The DATA_LOC and TMP_LOC paths must be set, as well as the STATE being processed.  The STATE variable is used to filter the MTBS data to only include fires in the state of interest.  The STATE variable must be set to the two letter abbreviation of the state.  For example, to process the state of California, the STATE variable should be set to 'CA'.

In [None]:
# Location for temporary storage NOTE: this directory will vary by user
DATA_LOC = "/home/jakebova/Fire_Prediction/Oregon/data"
TMP_LOC = pjoin(DATA_LOC, "temp")

# the state to process
STATE = "MT"

The PATHS object holds the filepaths for the data.  It should look something like this:

In [None]:
# Location of clipped DEM files
DEM_DATA_DIR = pjoin(TMP_LOC, "dem_data")

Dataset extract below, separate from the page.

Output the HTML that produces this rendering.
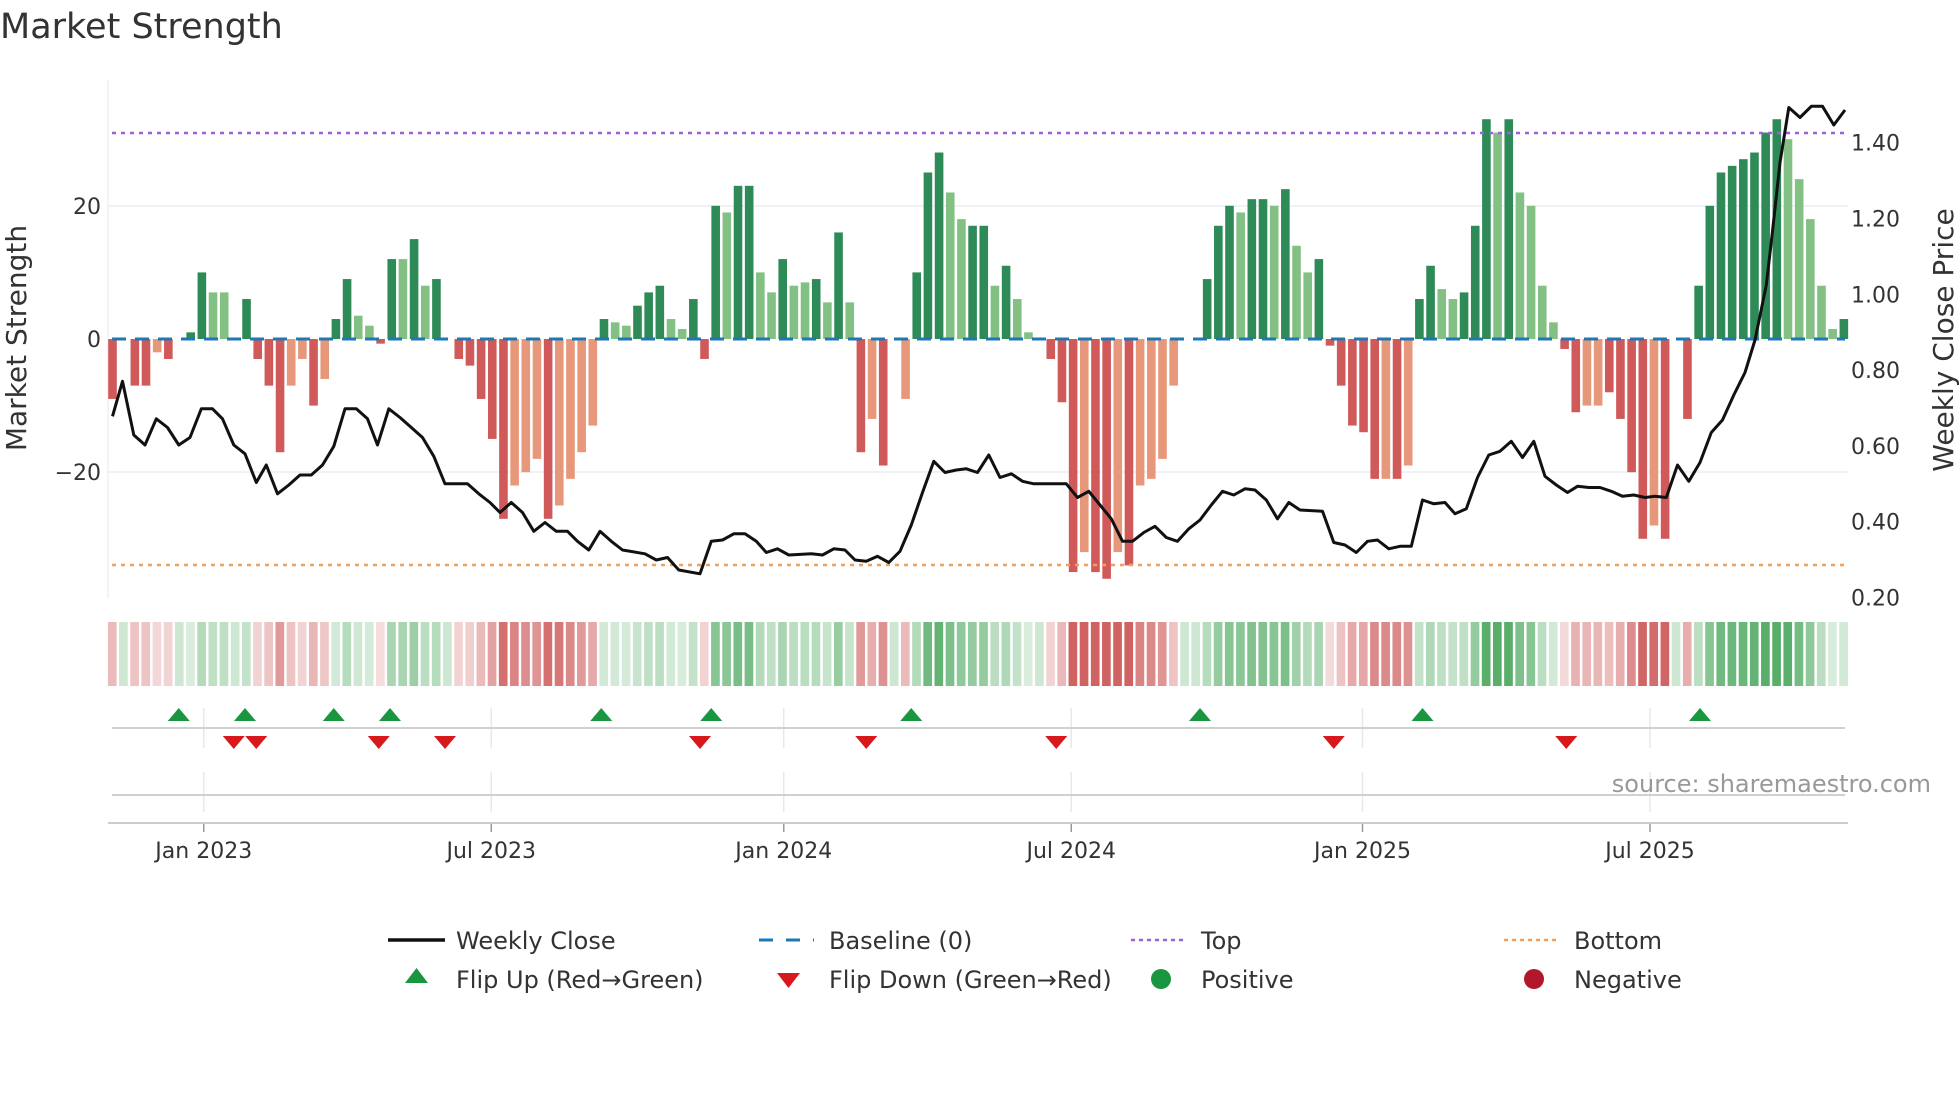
<!DOCTYPE html>
<html><head><meta charset="utf-8">
<style>
html,body{margin:0;padding:0;background:#fff;}
svg{display:block;font-family:"DejaVu Sans","Liberation Sans",sans-serif;}
</style></head>
<body>
<svg id="s" width="1960" height="1102" viewBox="0 0 1960 1102" xmlns="http://www.w3.org/2000/svg">
<text x="0" y="38" font-size="35" fill="#333">Market Strength</text>
<g id="g"></g>
</svg>
<script>
const S=1.25, NS="http://www.w3.org/2000/svg", g=document.getElementById('g');
function el(t,a,txt){const e=document.createElementNS(NS,t);for(const k in a)e.setAttribute(k,a[k]);if(txt!==undefined)e.textContent=txt;g.appendChild(e);return e;}
const y0=339, pu=6.66;
const X0=112.5, P=11.17, BW=8.6;
el('line',{x1:108,x2:1848,y1:206,y2:206,stroke:'#eceff3','stroke-width':1.5});
el('line',{x1:108,x2:1848,y1:472,y2:472,stroke:'#eceff3','stroke-width':1.5});
el('line',{x1:108,x2:108,y1:80,y2:598,stroke:'#eef0f3','stroke-width':1.5});
const B=[[90,-9,'d'],[99,0,'z'],[108,-7,'d'],[116,-7,'d'],[125,-2,'l'],[134,-3,'d'],[143,0,'z'],[152,1,'d'],[161,10,'d'],[169,7,'l'],[178,7,'l'],[187,0,'z'],[196,6,'d'],[205,-3,'d'],[213,-7,'d'],[222,-17,'d'],[231,-7,'l'],[240,-3,'l'],[249,-10,'d'],[258,-6,'l'],[267,3,'d'],[276,9,'d'],[285,3.5,'l'],[294,2,'l'],[302,-0.7,'d'],[311,12,'d'],[320,12,'l'],[329,15,'d'],[338,8,'l'],[347,9,'d'],[356,0,'z'],[365,-3,'d'],[374,-4,'d'],[383,-9,'d'],[392,-15,'d'],[400,-27,'d'],[409,-22,'l'],[418,-20,'l'],[427,-18,'l'],[436,-27,'d'],[445,-25,'l'],[454,-21,'l'],[462,-17,'l'],[471,-13,'l'],[480,3,'d'],[489,2.5,'l'],[498,2,'l'],[507,5,'d'],[516,7,'d'],[525,8,'d'],[534,3,'l'],[543,1.5,'l'],[551,6,'d'],[560,-3,'d'],[569,20,'d'],[578,19,'l'],[587,23,'d'],[596,23,'d'],[605,10,'l'],[613,7,'l'],[622,12,'d'],[631,8,'l'],[640,8.5,'l'],[649,9,'d'],[658,5.5,'l'],[667,16,'d'],[676,13,'l'],[684,5.5,'l'],[693,-17,'d'],[702,-12,'l'],[711,-19,'d'],[720,-9,'l'],[729,10,'d'],[738,25,'d'],[747,28,'d'],[756,22,'l'],[765,20,'l'],[773,18,'l'],[782,17,'d'],[791,17,'d'],[800,8,'l'],[809,11,'d'],[818,6,'l'],[827,1,'l'],[836,0,'z'],[845,-3,'d'],[853,-9.5,'d'],[862,-35,'d'],[871,-32,'l'],[880,-35,'d'],[889,-36,'d'],[898,-32,'l'],[906,-34,'d'],[915,-22,'l'],[924,-21,'l'],[933,-18,'l'],[942,-7,'l'],[951,0,'z'],[960,0,'z'],[969,9,'d'],[978,17,'d'],[987,20,'d'],[996,19,'l'],[1004,21,'d'],[1013,21,'d'],[1022,20,'l'],[1031,22.5,'d'],[1040,14,'l'],[1049,10,'l'],[1058,12,'d'],[1067,-1,'d'],[1076,-7,'d'],[1085,-13,'d'],[1094,-14,'d'],[1102,-21,'d'],[1111,-21,'l'],[1120,-21,'d'],[1129,-19,'l'],[1138,6,'d'],[1147,11,'d'],[1156,7.5,'l'],[1164,6,'l'],[1173,7,'d'],[1182,17,'d'],[1191,33,'d'],[1200,31,'l'],[1209,33,'d'],[1218,22,'l'],[1227,20,'l'],[1236,8,'l'],[1245,2.5,'l'],[1254,-1.5,'d'],[1262,-11,'d'],[1271,-10,'l'],[1280,-10,'l'],[1289,-8,'d'],[1298,-12,'d'],[1307,-20,'d'],[1316,-30,'d'],[1324,-28,'l'],[1333,-30,'d'],[1342,0,'z'],[1351,-12,'d'],[1360,8,'d'],[1369,20,'d'],[1378,25,'d'],[1387,26,'d'],[1396,27,'d'],[1404,28,'d'],[1413,31,'d'],[1422,33,'d'],[1431,30,'l'],[1440,24,'l'],[1449,18,'l'],[1458,8,'l'],[1467,1.5,'l'],[1476,3,'d']];
const vals=new Array(156).fill(null);
B.forEach(b=>{let i=Math.round((b[0]-90)/8.936);if(i>155)i=155;vals[i]=b;});
const col={d:['#2e8b57','#d05a5a'],l:['#82c183','#e8987a']};
for(let i=0;i<156;i++){const b=vals[i];const x=X0+i*P-BW/2;
 if(b&&b[2]!=='z'){const v=b[1];const h=Math.abs(v)*pu;const c=col[b[2]][v>0?0:1];
  el('rect',{x:x,y:v>0?y0-h:y0,width:BW,height:h,fill:c});}
 let v=b?b[1]:0;let a=Math.min(1,0.2+Math.abs(v)/38);
 let c=v>=0?`rgba(60,160,80,${a*0.85})`:`rgba(200,70,70,${a*0.85})`;
 if(v===0)c='rgba(60,160,80,0.25)';
 el('rect',{x:X0+i*P-P/2+1,y:622,width:P-2.5,height:64,fill:c});
}
el('line',{x1:112,x2:1845,y1:y0,y2:y0,stroke:'#1f77b4','stroke-width':3,'stroke-dasharray':'14,9'});
el('line',{x1:112,x2:1845,y1:133,y2:133,stroke:'#9b62d8','stroke-width':2.5,'stroke-dasharray':'4,5'});
el('line',{x1:112,x2:1845,y1:565,y2:565,stroke:'#f0a05a','stroke-width':2.5,'stroke-dasharray':'4,5'});
const L=[[90,333],[98,305],[107,348],[116,356],[125,335],[134,342],[143,356],[152,350],[161,327],[170,327],[178,335],[187,356],[196,363],[205,386],[213,372],[222,395],[231,388],[240,380],[249,380],[258,372],[267,357],[276,327],[285,327],[294,335],[302,356],[311,327],[320,334],[329,342],[338,350],[347,365],[356,387],[374,387],[383,395],[392,402],[400,410],[409,402],[418,410],[427,425],[436,418],[445,425],[454,425],[462,433],[471,440],[480,425],[489,433],[498,440],[516,443],[525,448],[534,446],[543,456],[560,459],[569,433],[578,432],[587,427],[596,427],[605,433],[613,442],[622,439],[631,444],[649,443],[658,444],[667,439],[676,440],[684,448],[693,449],[702,445],[711,450],[720,441],[729,420],[738,394],[747,369],[756,378],[765,376],[773,375],[782,378],[791,364],[800,382],[809,379],[818,385],[827,387],[853,387],[862,398],[871,393],[880,404],[889,415],[898,433],[906,433],[915,426],[924,421],[933,430],[942,433],[951,423],[960,416],[969,404],[978,393],[987,396],[996,391],[1004,392],[1013,400],[1022,415],[1031,402],[1040,408],[1058,409],[1067,434],[1076,436],[1085,442],[1094,433],[1102,432],[1111,439],[1120,437],[1129,437],[1138,400],[1147,403],[1156,402],[1164,411],[1173,407],[1182,382],[1191,364],[1200,361],[1209,353],[1218,366],[1227,353],[1236,381],[1245,388],[1254,394],[1262,389],[1271,390],[1280,390],[1289,393],[1298,397],[1307,396],[1316,398],[1324,397],[1333,398],[1342,372],[1351,385],[1360,370],[1369,346],[1378,336],[1387,316],[1396,298],[1404,272],[1413,228],[1418,185],[1424,130],[1431,86],[1440,94],[1449,85],[1458,85],[1467,100],[1476,88]];
el('polyline',{points:L.map(p=>(p[0]*S).toFixed(1)+','+(p[1]*S).toFixed(1)).join(' '),fill:'none',stroke:'#111','stroke-width':3,'stroke-linejoin':'round'});
[[206,'20'],[339,'0'],[472,'−20']].forEach(t=>el('text',{x:101,y:t[0]+8,'font-size':22,fill:'#333','text-anchor':'end'},t[1]));
[1.4,1.2,1.0,0.8,0.6,0.4,0.2].forEach(p=>el('text',{x:1851,y:597.5-(p-0.2)*379+8,'font-size':22,fill:'#333'},p.toFixed(2)));
el('text',{x:0,y:0,'font-size':28,fill:'#333','text-anchor':'middle',transform:'translate(26,338) rotate(-90)'},'Market Strength');
el('text',{x:0,y:0,'font-size':28,fill:'#333','text-anchor':'middle',transform:'translate(1953,340) rotate(-90)'},'Weekly Close Price');
const ticks=[[163,'Jan 2023'],[393,'Jul 2023'],[627,'Jan 2024'],[857,'Jul 2024'],[1090,'Jan 2025'],[1320,'Jul 2025']];
ticks.forEach(t=>{const x=t[0]*S;
 el('line',{x1:x,x2:x,y1:708,y2:748,stroke:'#e6e8f0','stroke-width':1.5});
 el('line',{x1:x,x2:x,y1:772,y2:812,stroke:'#e6e8f0','stroke-width':1.5});
 el('line',{x1:x,x2:x,y1:822,y2:832,stroke:'#999','stroke-width':1.5});
 el('text',{x:x,y:858,'font-size':22,fill:'#333','text-anchor':'middle'},t[1]);});
el('line',{x1:112,x2:1845,y1:728,y2:728,stroke:'#d0d0d0','stroke-width':2});
el('line',{x1:112,x2:1845,y1:795,y2:795,stroke:'#d0d0d0','stroke-width':2});
el('line',{x1:108,x2:1848,y1:823,y2:823,stroke:'#ccc','stroke-width':2});
[143,196,267,312,481,569,729,960,1138,1360].forEach(x=>{x*=S;el('polygon',{points:`${x-11},${721} ${x+11},${721} ${x},${708}`,fill:'#1a9641'});});
[187,205,303,356,560,693,845,1067,1253].forEach(x=>{x*=S;el('polygon',{points:`${x-11},${736} ${x+11},${736} ${x},${749}`,fill:'#d7191c'});});
el('text',{x:1931,y:792,'font-size':24,fill:'#999','text-anchor':'end'},'source: sharemaestro.com');
const r1=940,r2=979,fs=24;
el('line',{x1:388,x2:445,y1:r1,y2:r1,stroke:'#111','stroke-width':3.5});
el('text',{x:456,y:r1+9,'font-size':fs,fill:'#333'},'Weekly Close');
el('line',{x1:759,x2:814,y1:r1,y2:r1,stroke:'#1f77b4','stroke-width':3,'stroke-dasharray':'14,13'});
el('text',{x:829,y:r1+9,'font-size':fs,fill:'#333'},'Baseline (0)');
el('line',{x1:1131,x2:1186,y1:r1,y2:r1,stroke:'#9b62d8','stroke-width':2.5,'stroke-dasharray':'4,4'});
el('text',{x:1201,y:r1+9,'font-size':fs,fill:'#333'},'Top');
el('line',{x1:1504,x2:1559,y1:r1,y2:r1,stroke:'#f0a05a','stroke-width':2.5,'stroke-dasharray':'4,4'});
el('text',{x:1574,y:r1+9,'font-size':fs,fill:'#333'},'Bottom');
el('polygon',{points:'405,983 428,983 416.5,968',fill:'#1a9641'});
el('text',{x:456,y:r2+9,'font-size':fs,fill:'#333'},'Flip Up (Red→Green)');
el('polygon',{points:'777,973 800,973 788.5,988',fill:'#d7191c'});
el('text',{x:829,y:r2+9,'font-size':fs,fill:'#333'},'Flip Down (Green→Red)');
el('circle',{cx:1161,cy:r2,r:10,fill:'#1a9641'});
el('text',{x:1201,y:r2+9,'font-size':fs,fill:'#333'},'Positive');
el('circle',{cx:1534,cy:r2,r:10,fill:'#b2182b'});
el('text',{x:1574,y:r2+9,'font-size':fs,fill:'#333'},'Negative');
</script>
</body></html>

# location of feature data files
FEATURE_DIR = pjoin(DATA_LOC, "FeatureData")
EDNA_DIR = pjoin(DATA_LOC, "terrain")
MTBS_DIR = pjoin(DATA_LOC, "MTBS_Data")

PATHS = {
    "states": pjoin(FEATURE_DIR, "state_borders/cb_2018_us_state_5m.shp"),
    "dem": pjoin(EDNA_DIR, "us_orig_dem/orig_dem/hdr.adf"),
    "dem_slope": pjoin(EDNA_DIR, "us_slope/slope/hdr.adf"),
    "dem_aspect": pjoin(EDNA_DIR, "us_aspect/aspect/hdr.adf"),
    "dem_flow_acc": pjoin(EDNA_DIR, "us_flow_acc/flow_acc/hdr.adf"),
    "gm_pdsi": pjoin(FEATURE_DIR, "gridmet/pdsi_weekly.nc"),
    "gm_srad": pjoin(FEATURE_DIR, "gridmet/srad_weekly.nc"),
    "gm_vpd": pjoin(FEATURE_DIR, "gridmet/vpd_1984-2020_weekly.nc"),
    "aw_mat": pjoin(FEATURE_DIR, "adaptwest/Normal_1991_2020_MAT.tif"),
    "aw_mcmt": pjoin(FEATURE_DIR, "adaptwest/Normal_1991_2020_MCMT.tif"),
    "aw_mwmt": pjoin(FEATURE_DIR, "adaptwest/Normal_1991_2020_MWMT.tif"),
    "aw_td": pjoin(FEATURE_DIR, "adaptwest/Normal_1991_2020_TD.tif"),
    "dm_tmax": pjoin(FEATURE_DIR, "daymet/tmax_monthavg/dm_tmax_1986_2020.nc"),
    "dm_tmin": pjoin(FEATURE_DIR, "daymet/tmin_monthavg/dm_tmin_1986_2020.nc"),
    "biomass_afg": pjoin(
        FEATURE_DIR, "biomass/1986_2020_biomass_afg_{}.nc".format(STATE.lower())
    ),
    "biomass_pfg": pjoin(
        FEATURE_DIR, "biomass/1986_2020_biomass_pfg_{}.nc".format(STATE.lower())
    ),
    "landfire_fvt": pjoin(
        FEATURE_DIR, "landfire/LF2020_FVT_200_CONUS/Tif/LC20_FVT_200.tif"
    ),
    "landfire_fbfm40": pjoin(
        FEATURE_DIR, "landfire/LF2020_FBFM40_200_CONUS/Tif/LC20_F40_200.tif"
    ),
    "ndvi": pjoin(FEATURE_DIR, "ndvi/1985_2020_ndvi_weekly.nc"),
    "mtbs_root": pjoin(MTBS_DIR, "MTBS_BSmosaics/"),
    "mtbs_perim": pjoin(MTBS_DIR, "mtbs_perimeter_data/mtbs_perims_DD.shp"),
}
YEARS = list(range(1986, 2021))
GM_KEYS = list(filter(lambda x: x.startswith("gm_"), PATHS))
AW_KEYS = list(filter(lambda x: x.startswith("aw_"), PATHS))
DM_KEYS = list(filter(lambda x: x.startswith("dm_"), PATHS))
BIOMASS_KEYS = list(filter(lambda x: x.startswith("biomass_"), PATHS))
LANDFIRE_KEYS = list(filter(lambda x: x.startswith("landfire_"), PATHS))
NDVI_KEYS = list(filter(lambda x: x.startswith("ndvi"), PATHS))
DEM_KEYS = list(filter(lambda x: x.startswith("dem"), PATHS))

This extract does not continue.